What is asked:
Only the lines from the start of the data to the line containing "const options = ['Contact', 'Lead']", both included, should be output, exactly and without pictures.

Recorded information:

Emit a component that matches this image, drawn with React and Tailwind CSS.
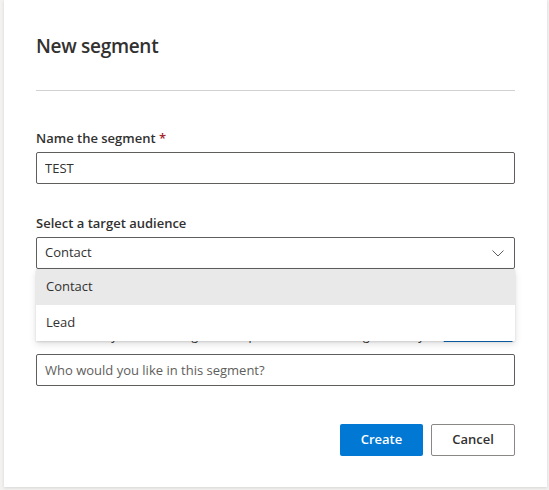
import { useState } from 'react'

const FONT = { fontFamily: '"Segoe UI", "Open Sans", "Noto Sans", sans-serif' }

function Chevron() {
  return (
    <svg width="12" height="7" viewBox="0 0 12 7" fill="none">
      <path d="M0.5 0.5 L6 6 L11.5 0.5" stroke="#605e5c" strokeWidth="1" />
    </svg>
  )
}

export default function App() {
  const [audience, setAudience] = useState('Contact')
  const [name, setName] = useState('TEST')
  const options = ['Contact', 'Lead']

  return (
    <div className="h-[490px] w-full bg-[#f3f2f1] pl-1" style={FONT}>
      <div className="w-[543px] h-[487px] bg-white shadow-[0_1px_3px_rgba(0,0,0,0.12)] px-8 pt-8 text-[#323130]">
        <h1 className="text-[19px] leading-[28px] font-semibold tracking-[-0.3px]">New segment</h1>
        <div className="mt-[30px] h-px bg-[#d1d1d1]" />

        {/* Name */}
        <div className="mt-[37px]">
          <label className="block text-[13px] leading-5 font-semibold">
            Name the segment <span className="text-[#a4262c]">*</span>
          </label>
          <input
            value={name}
            onChange={e => setName(e.target.value)}
            className="mt-1 block w-full h-8 border border-[#605e5c] rounded-[2px] px-2 text-[13px] text-[#323130] outline-none"
          />
        </div>

        {/* Audience */}
        <div className="mt-[29px] relative">
          <label className="block text-[13px] leading-5 font-semibold">Select a target audience</label>
          <div className="mt-1 relative">
            <div className="h-8 border border-[#605e5c] rounded-[2px] px-2 flex items-center justify-between text-[13px]">
              <span>{audience}</span>
              <span className="mr-[2px]"><Chevron /></span>
            </div>
            <div className="absolute left-0 right-0 top-full z-10 bg-white shadow-[0_3.2px_7.2px_rgba(0,0,0,0.13),0_0.6px_1.8px_rgba(0,0,0,0.11)]">
              {options.map(o => (
                <div
                  key={o}
                  onClick={() => setAudience(o)}
                  className={`h-9 flex items-center px-[10px] text-[13px] cursor-pointer ${o === audience ? 'bg-[#e9e9e9]' : 'bg-white'}`}
                >
                  {o}
                </div>
              ))}
            </div>
          </div>
        </div>

        {/* Describe (mostly covered by the open dropdown) */}
        <div className="mt-[29px]">
          <div className="h-5" />
          <p className="mt-[8px] text-[12px] leading-5 tracking-[-0.3px] whitespace-nowrap">
            Describe who you want to target and Copilot will create the segment for you.{' '}
            <a className="text-[#0f6cbd] underline">How it works</a>
          </p>
          <input
            placeholder="Who would you like in this segment?"
            className="mt-[8px] block w-full h-8 border border-[#605e5c] rounded-[2px] px-2 text-[13px] placeholder:text-[#605e5c] outline-none"
          />
        </div>

        <div className="mt-[38px] flex justify-end gap-2">
          <button className="w-[83px] h-8 rounded-[2px] bg-[#0078d4] text-white text-[13px] font-semibold">Create</button>
          <button className="w-[84px] h-8 rounded-[2px] bg-white border border-[#8a8886] text-[#323130] text-[13px] font-semibold">Cancel</button>
        </div>
      </div>
    </div>
  )
}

Final result:
Emit a component that matches this image, drawn with React and Tailwind CSS.
import { useState } from 'react'

const FONT = { fontFamily: '"Segoe UI", "Open Sans", "Noto Sans", sans-serif' }

function Chevron() {
  return (
    <svg width="12" height="7" viewBox="0 0 12 7" fill="none">
      <path d="M0.5 0.5 L6 6 L11.5 0.5" stroke="#605e5c" strokeWidth="1" />
    </svg>
  )
}

export default function App() {
  const [audience, setAudience] = useState('Contact')
  const [name, setName] = useState('TEST')
  const options = ['Contact', 'Lead']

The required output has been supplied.